Requirements:
Leave the pictures out, and retype all of the material exactly as written.

Available data:
——
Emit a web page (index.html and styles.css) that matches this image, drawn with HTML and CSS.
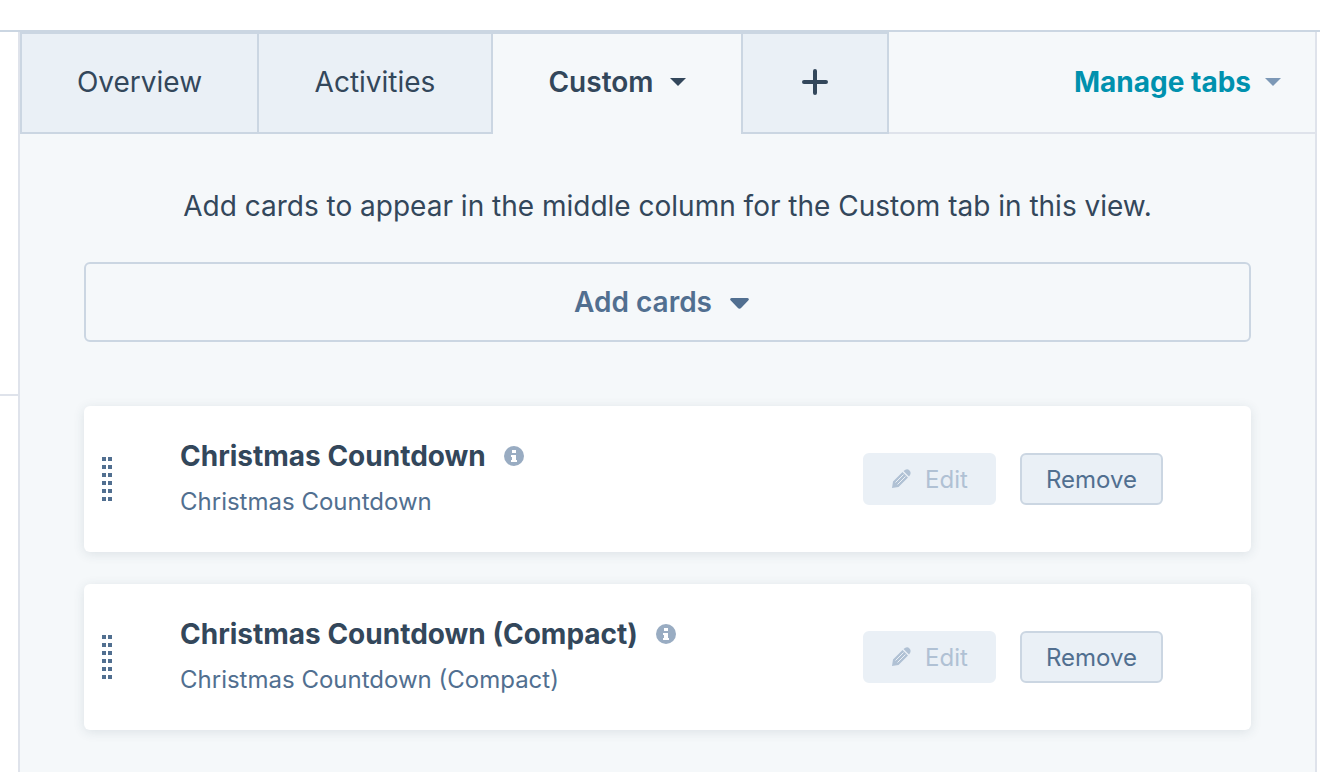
FILE: index.html
```html
<!DOCTYPE html>
<html lang="en">
<head>
<meta charset="utf-8">
<meta name="viewport" content="width=device-width, initial-scale=1">
<title>Customize record view</title>
<link rel="stylesheet" href="styles.css">
</head>
<body>
<header class="topbar"></header>
<div class="workspace">
  <aside class="sidebar"><div class="sidebar-section"></div></aside>
  <main class="panel">
    <nav class="tabs">
      <button class="tab tab-overview" type="button">Overview</button>
      <button class="tab tab-activities" type="button">Activities</button>
      <button class="tab tab-custom active" type="button">Custom
        <svg class="caret" viewBox="0 0 16 8" aria-hidden="true"><path d="M0 0H16L8 8Z"/></svg>
      </button>
      <button class="tab tab-add" type="button" aria-label="Add tab">
        <svg class="plus" viewBox="0 0 26 26" aria-hidden="true"><path d="M13 2V24M2 13H24"/></svg>
      </button>
      <div class="manage">
        <button class="manage-button" type="button">Manage tabs
          <svg class="caret" viewBox="0 0 16 8" aria-hidden="true"><path d="M0 0H16L8 8Z"/></svg>
        </button>
      </div>
    </nav>
    <section class="content">
      <p class="intro">Add cards to appear in the middle column for the Custom tab in this view.</p>
      <button class="add-cards" type="button">Add cards
        <svg class="add-caret" viewBox="0 0 19 14" aria-hidden="true"><path d="M1.5 3H17.500Q20 3.800 18 5.800L11.300 12.800Q9.500 14.500 7.700 12.800L1 5.800Q-1 3.800 1.500 3Z"/></svg>
      </button>
      <ul class="cards">
        <li class="card">
          <svg class="handle" viewBox="0 0 10 44" aria-hidden="true"><path d="M2 0V44M8 0V44"/></svg>
          <div class="details">
            <h2 class="title">Christmas Countdown
              <svg class="info" viewBox="0 0 20 20" aria-hidden="true"><circle cx="10" cy="10" r="10"/><path d="M8 4h4v3H8zM7 9h5v5h1v2H7v-2h1v-3H7z"/></svg>
            </h2>
            <p class="subtitle">Christmas Countdown</p>
          </div>
          <div class="actions">
            <button class="action edit" type="button" disabled>
              <svg class="pencil" viewBox="0 0 20 20" aria-hidden="true"><path d="M1 19L2 12.500 11.500 3 17 8.500 7.500 18ZM12.500 2Q16-1 18.500 1.500T18 7.500Z"/><path class="pencil-lines" d="M4.500 13.500L12.500 5.500M6.500 15.500L14.500 7.500"/></svg>
              Edit
            </button>
            <button class="action remove" type="button">Remove</button>
          </div>
        </li>
        <li class="card">
          <svg class="handle" viewBox="0 0 10 44" aria-hidden="true"><path d="M2 0V44M8 0V44"/></svg>
          <div class="details">
            <h2 class="title">Christmas Countdown (Compact)
              <svg class="info" viewBox="0 0 20 20" aria-hidden="true"><circle cx="10" cy="10" r="10"/><path d="M8 4h4v3H8zM7 9h5v5h1v2H7v-2h1v-3H7z"/></svg>
            </h2>
            <p class="subtitle">Christmas Countdown (Compact)</p>
          </div>
          <div class="actions">
            <button class="action edit" type="button" disabled>
              <svg class="pencil" viewBox="0 0 20 20" aria-hidden="true"><path d="M1 19L2 12.500 11.500 3 17 8.500 7.500 18ZM12.500 2Q16-1 18.500 1.500T18 7.500Z"/><path class="pencil-lines" d="M4.500 13.500L12.500 5.500M6.500 15.500L14.500 7.500"/></svg>
              Edit
            </button>
            <button class="action remove" type="button">Remove</button>
          </div>
        </li>
      </ul>
    </section>
  </main>
</div>
</body>
</html>
```
FILE: styles.css
```css
* { box-sizing: border-box; }
body {
  margin: 0;
  min-height: 100vh;
  display: flex;
  flex-direction: column;
  background: #fff;
  color: #33475b;
  font-family: Inter, "Liberation Sans", sans-serif;
  font-size: 28px;
  font-weight: 400;
}
button { font: inherit; color: inherit; margin: 0; cursor: pointer; }
h2, p, ul { margin: 0; padding: 0; }
svg { display: block; flex: none; fill: currentColor; }

.topbar { height: 32px; flex: none; border-bottom: 2px solid #cbd6e2; }
.workspace { flex: 1; display: flex; padding-right: 3px; }
.sidebar { width: 18px; flex: none; }
.sidebar-section { height: 364px; border-bottom: 2px solid #dfe3eb; }
.panel {
  flex: 1;
  min-width: 0;
  background: #f5f8fa;
  border: solid #dfe3eb;
  border-width: 0 2px;
}

.tabs { display: flex; height: 102px; }
.tab {
  display: flex;
  align-items: center;
  justify-content: center;
  gap: 16px;
  padding: 0 0 2px;
  background: #eaf0f6;
  border: 2px solid #cbd6e2;
  border-right-width: 0;
}
.tab-overview { flex: 0 0 237px; }
.tab-activities { flex: 0 0 236px; border-right-width: 2px; }
.tab-custom { flex: 0 0 248px; }
.tab-add { flex: 0 0 148px; border-right-width: 2px; }
.tab.active {
  padding-bottom: 4px;
  background: #f5f8fa;
  border-width: 2px 0 0;
  font-weight: 600;
}
.caret { width: 16px; height: 8px; }
.plus { width: 26px; height: 26px; stroke: currentColor; stroke-width: 4; stroke-linecap: round; }
.manage {
  flex: 1;
  display: flex;
  align-items: center;
  justify-content: flex-end;
  padding-right: 34px;
  border-bottom: 2px solid #dfe3eb;
}
.manage-button {
  display: flex;
  align-items: center;
  gap: 14px;
  padding: 0;
  border: 0;
  background: none;
  color: #0091ae;
  font-weight: 700;
}
.manage-button .caret { color: #7c98b6; }

.content { padding: 52px 64px 40px; }
.intro { line-height: 40px; text-align: center; }
.add-cards {
  display: flex;
  align-items: center;
  justify-content: center;
  gap: 18px;
  width: 100%;
  height: 80px;
  margin-top: 36px;
  padding: 0 12px 0 0;
  border: 2px solid #cbd6e2;
  border-radius: 6px;
  background: #f5f8fa;
  color: #516f90;
  font-weight: 600;
}
.add-caret { width: 19px; height: 14px; }

.cards { display: grid; gap: 32px; margin-top: 64px; list-style: none; }
.card {
  display: flex;
  align-items: center;
  padding: 32px 88px 32px 18px;
  border-radius: 6px;
  background: #fff;
  box-shadow: 0 2px 12px rgba(45, 62, 80, 0.12);
}
.handle {
  width: 10px;
  height: 44px;
  margin-right: 68px;
  color: #516f90;
  stroke: currentColor;
  stroke-width: 4;
  stroke-dasharray: 4 4;
}
.details { flex: 1; display: grid; gap: 10px; }
.title {
  display: flex;
  align-items: center;
  gap: 18px;
  font-size: 28px;
  font-weight: 700;
  line-height: 36px;
}
.info { width: 20px; height: 20px; color: #99acc2; }
.info path { fill: #fff; }
.subtitle { font-size: 24px; line-height: 36px; color: #516f90; }
.actions { display: flex; gap: 24px; }
.action {
  display: flex;
  align-items: center;
  justify-content: center;
  gap: 14px;
  height: 52px;
  padding: 0;
  border: 2px solid #eaf0f6;
  border-radius: 6px;
  background: #eaf0f6;
  font-size: 24px;
}
.edit { width: 133px; color: #b0c1d4; cursor: default; }
.remove { width: 143px; border-color: #cbd6e2; color: #516f90; }
.pencil { width: 20px; height: 20px; }
.pencil-lines { stroke: #eaf0f6; stroke-width: 1; }
```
——
Expected output:
Emit a web page (index.html and styles.css) that matches this image, drawn with HTML and CSS.
FILE: index.html
```html
<!DOCTYPE html>
<html lang="en">
<head>
<meta charset="utf-8">
<meta name="viewport" content="width=device-width, initial-scale=1">
<title>Customize record view</title>
<link rel="stylesheet" href="styles.css">
</head>
<body>
<header class="topbar"></header>
<div class="workspace">
  <aside class="sidebar"><div class="sidebar-section"></div></aside>
  <main class="panel">
    <nav class="tabs">
      <button class="tab tab-overview" type="button">Overview</button>
      <button class="tab tab-activities" type="button">Activities</button>
      <button class="tab tab-custom active" type="button">Custom
        <svg class="caret" viewBox="0 0 16 8" aria-hidden="true"><path d="M0 0H16L8 8Z"/></svg>
      </button>
      <button class="tab tab-add" type="button" aria-label="Add tab">
        <svg class="plus" viewBox="0 0 26 26" aria-hidden="true"><path d="M13 2V24M2 13H24"/></svg>
      </button>
      <div class="manage">
        <button class="manage-button" type="button">Manage tabs
          <svg class="caret" viewBox="0 0 16 8" aria-hidden="true"><path d="M0 0H16L8 8Z"/></svg>
        </button>
      </div>
    </nav>
    <section class="content">
      <p class="intro">Add cards to appear in the middle column for the Custom tab in this view.</p>
      <button class="add-cards" type="button">Add cards
        <svg class="add-caret" viewBox="0 0 19 14" aria-hidden="true"><path d="M1.5 3H17.500Q20 3.800 18 5.800L11.300 12.800Q9.500 14.500 7.700 12.800L1 5.800Q-1 3.800 1.500 3Z"/></svg>
      </button>
      <ul class="cards">
        <li class="card">
          <svg class="handle" viewBox="0 0 10 44" aria-hidden="true"><path d="M2 0V44M8 0V44"/></svg>
          <div class="details">
            <h2 class="title">Christmas Countdown
              <svg class="info" viewBox="0 0 20 20" aria-hidden="true"><circle cx="10" cy="10" r="10"/><path d="M8 4h4v3H8zM7 9h5v5h1v2H7v-2h1v-3H7z"/></svg>
            </h2>
            <p class="subtitle">Christmas Countdown</p>
          </div>
          <div class="actions">
            <button class="action edit" type="button" disabled>
              <svg class="pencil" viewBox="0 0 20 20" aria-hidden="true"><path d="M1 19L2 12.500 11.500 3 17 8.500 7.500 18ZM12.500 2Q16-1 18.500 1.500T18 7.500Z"/><path class="pencil-lines" d="M4.500 13.500L12.500 5.500M6.500 15.500L14.500 7.500"/></svg>
              Edit
            </button>
            <button class="action remove" type="button">Remove</button>
          </div>
        </li>
        <li class="card">
          <svg class="handle" viewBox="0 0 10 44" aria-hidden="true"><path d="M2 0V44M8 0V44"/></svg>
          <div class="details">
            <h2 class="title">Christmas Countdown (Compact)
              <svg class="info" viewBox="0 0 20 20" aria-hidden="true"><circle cx="10" cy="10" r="10"/><path d="M8 4h4v3H8zM7 9h5v5h1v2H7v-2h1v-3H7z"/></svg>
            </h2>
            <p class="subtitle">Christmas Countdown (Compact)</p>
          </div>
          <div class="actions">
            <button class="action edit" type="button" disabled>
              <svg class="pencil" viewBox="0 0 20 20" aria-hidden="true"><path d="M1 19L2 12.500 11.500 3 17 8.500 7.500 18ZM12.500 2Q16-1 18.500 1.500T18 7.500Z"/><path class="pencil-lines" d="M4.500 13.500L12.500 5.500M6.500 15.500L14.500 7.500"/></svg>
              Edit
            </button>
            <button class="action remove" type="button">Remove</button>
          </div>
        </li>
      </ul>
    </section>
  </main>
</div>
</body>
</html>
```
FILE: styles.css
```css
* { box-sizing: border-box; }
body {
  margin: 0;
  min-height: 100vh;
  display: flex;
  flex-direction: column;
  background: #fff;
  color: #33475b;
  font-family: Inter, "Liberation Sans", sans-serif;
  font-size: 28px;
  font-weight: 400;
}
button { font: inherit; color: inherit; margin: 0; cursor: pointer; }
h2, p, ul { margin: 0; padding: 0; }
svg { display: block; flex: none; fill: currentColor; }

.topbar { height: 32px; flex: none; border-bottom: 2px solid #cbd6e2; }
.workspace { flex: 1; display: flex; padding-right: 3px; }
.sidebar { width: 18px; flex: none; }
.sidebar-section { height: 364px; border-bottom: 2px solid #dfe3eb; }
.panel {
  flex: 1;
  min-width: 0;
  background: #f5f8fa;
  border: solid #dfe3eb;
  border-width: 0 2px;
}

.tabs { display: flex; height: 102px; }
.tab {
  display: flex;
  align-items: center;
  justify-content: center;
  gap: 16px;
  padding: 0 0 2px;
  background: #eaf0f6;
  border: 2px solid #cbd6e2;
  border-right-width: 0;
}
.tab-overview { flex: 0 0 237px; }
.tab-activities { flex: 0 0 236px; border-right-width: 2px; }
.tab-custom { flex: 0 0 248px; }
.tab-add { flex: 0 0 148px; border-right-width: 2px; }
.tab.active {
  padding-bottom: 4px;
  background: #f5f8fa;
  border-width: 2px 0 0;
  font-weight: 600;
}
.caret { width: 16px; height: 8px; }
.plus { width: 26px; height: 26px; stroke: currentColor; stroke-width: 4; stroke-linecap: round; }
.manage {
  flex: 1;
  display: flex;
  align-items: center;
  justify-content: flex-end;
  padding-right: 34px;
  border-bottom: 2px solid #dfe3eb;
}
.manage-button {
  display: flex;
  align-items: center;
  gap: 14px;
  padding: 0;
  border: 0;
  background: none;
  color: #0091ae;
  font-weight: 700;
}
.manage-button .caret { color: #7c98b6; }

.content { padding: 52px 64px 40px; }
.intro { line-height: 40px; text-align: center; }
.add-cards {
  display: flex;
  align-items: center;
  justify-content: center;
  gap: 18px;
  width: 100%;
  height: 80px;
  margin-top: 36px;
  padding: 0 12px 0 0;
  border: 2px solid #cbd6e2;
  border-radius: 6px;
  background: #f5f8fa;
  color: #516f90;
  font-weight: 600;
}
.add-caret { width: 19px; height: 14px; }

.cards { display: grid; gap: 32px; margin-top: 64px; list-style: none; }
.card {
  display: flex;
  align-items: center;
  padding: 32px 88px 32px 18px;
  border-radius: 6px;
  background: #fff;
  box-shadow: 0 2px 12px rgba(45, 62, 80, 0.12);
}
.handle {
  width: 10px;
  height: 44px;
  margin-right: 68px;
  color: #516f90;
  stroke: currentColor;
  stroke-width: 4;
  stroke-dasharray: 4 4;
}
.details { flex: 1; display: grid; gap: 10px; }
.title {
  display: flex;
  align-items: center;
  gap: 18px;
  font-size: 28px;
  font-weight: 700;
  line-height: 36px;
}
.info { width: 20px; height: 20px; color: #99acc2; }
.info path { fill: #fff; }
.subtitle { font-size: 24px; line-height: 36px; color: #516f90; }
.actions { display: flex; gap: 24px; }
.action {
  display: flex;
  align-items: center;
  justify-content: center;
  gap: 14px;
  height: 52px;
  padding: 0;
  border: 2px solid #eaf0f6;
  border-radius: 6px;
  background: #eaf0f6;
  font-size: 24px;
}
.edit { width: 133px; color: #b0c1d4; cursor: default; }
.remove { width: 143px; border-color: #cbd6e2; color: #516f90; }
.pencil { width: 20px; height: 20px; }
.pencil-lines { stroke: #eaf0f6; stroke-width: 1; }
```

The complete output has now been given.